Despite two awkward references to the “Situationism of Guy Debord,” it never seems to occur to Critchley that the Spectacle is more than image-based propaganda. It is a social relation, or lack of relation, really, that makes it possible to speculate, for example, about the reading lists of cabinet members, the plans of huge and institutionalized electoral parties, and even the intelligence or lack thereof of figureheads, as though these mattered for the politics of resistance. While engaging in such speculation, we miss the fact that we have been duped into believing that we belong on the same purported Left-Right continuum as huge electoral parties, satisfied that we are farther left than the Democrats. This, it seems to me, is the limit of Critchley’s political thought. It is friendly to anarchism, or at least to anti-authoritarian protest movements, but it cannot shake its identification with a Left that continues to define the limits of political action in terms of engagement with the state and forbids stepping beyond them.
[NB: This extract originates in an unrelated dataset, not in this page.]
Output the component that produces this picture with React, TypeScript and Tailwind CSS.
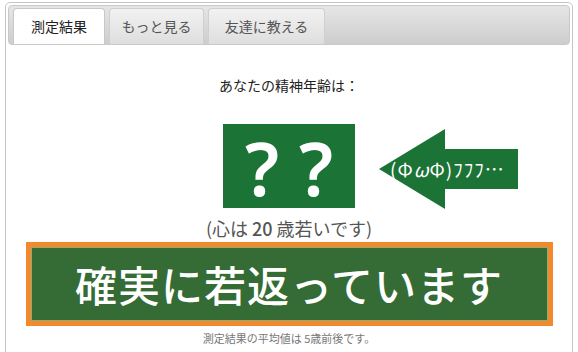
function Tab({ label, active, w }: { label: string; active?: boolean; w: string }) {
  return (
    <div
      className={
        active
          ? `${w} h-[36px] flex items-center justify-center rounded-t-[4px] border border-b-0 border-[#c8c8c8] bg-white text-[14px] text-[#222]`
          : `${w} h-[36px] flex items-center justify-center rounded-t-[4px] border border-b-0 border-[#cfcfcf] bg-gradient-to-b from-[#f2f2f2] to-[#dedede] text-[14px] text-[#555]`
      }
    >
      {label}
    </div>
  )
}

export default function App() {
  return (
    <div className="w-[578px] h-[352px] overflow-hidden bg-white" style={{ fontFamily: '"Noto Sans CJK JP", "Noto Sans", sans-serif' }}>
      <div className="ml-[5px] mr-[5px] mt-[2px] h-[360px] border border-[#c6c6c6] rounded-t-[5px]">
        <div className="m-[2px] h-[40px] rounded-[4px] border border-[#c9c9c9] bg-gradient-to-b from-[#e6e6e6] to-[#cdcdcd] flex items-end pl-[4px] gap-[4px]">
          <Tab label="測定結果" active w="w-[92px]" />
          <Tab label="もっと見る" w="w-[95px]" />
          <Tab label="友達に教える" w="w-[117px]" />
        </div>

        <div className="flex flex-col items-center">
          <div className="mt-[29px] text-[14px] leading-[18px] text-[#222]">あなたの精神年齢は：</div>

          <div className="mt-[29px] w-full grid grid-cols-[1fr_auto_1fr] items-center">
            <div />
            <div className="w-[132px] h-[84px] bg-[#1b7335] flex items-center justify-center gap-[20px] text-white text-[74px] font-semibold leading-none pt-[4px]" style={{ fontFamily: '"Noto Sans", sans-serif' }}>
              <span>?</span>
              <span>?</span>
            </div>
            <div className="pl-[24px] pt-[6px]">
              <div className="relative w-[140px] h-[80px]">
                <svg width="140" height="80" viewBox="0 0 140 80" className="absolute inset-0">
                  <polygon points="0,40 66,0 66,20 139,20 139,60 66,60 66,80" fill="#1b7335" />
                </svg>
                <div className="absolute left-[11px] top-[27px] text-white text-[19px] leading-[26px] tracking-[1px] whitespace-nowrap">
                  (Φ<span className="italic">ω</span>Φ)ﾌﾌﾌ…
                </div>
              </div>
            </div>
          </div>

          <div className="mt-[7px] text-[18px] leading-[24px] text-[#555]">
            (心は <span className="font-medium">20</span> 歳若いです)
          </div>

          <div className="mt-[2px] w-[527px] h-[84px] bg-[#f2892e] p-[5px]">
            <div className="w-full h-full bg-[#356b34] border border-[#8fae6e] flex items-center justify-center text-white text-[42px] font-medium tracking-[1px] leading-none">
              確実に若返っています
            </div>
          </div>

          <div className="mt-[5px] text-[11px] leading-[14px] text-[#777]">測定結果の平均値は 5歳前後です。</div>
        </div>
      </div>
    </div>
  )
}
Because of this, Critchley can only conceive of anarchism reactively. And while activists might learn something about how they are perceived and how they might explain themselves using Critchley’s generous gestures, they will find little in the way of a broader social or strategic imagination with which to chart future actions.
Notes
1 Critchley approvingly cites David Graeber’s formula: “Marxism has tended to be a theoretical or analytical discourse about revolutionary strategy. Anarchism has tended to be an ethical discourse about revolutionary practice.” What is telling concerning Critchley’s attraction to anarchism is that he usually conceives of ethical discourse as a theory or a philosophy (emerging from an experience, granted) rather than an ethos or even habitus, a way of life first and discourse second, as Graeber’s ethnographically inflected writings do.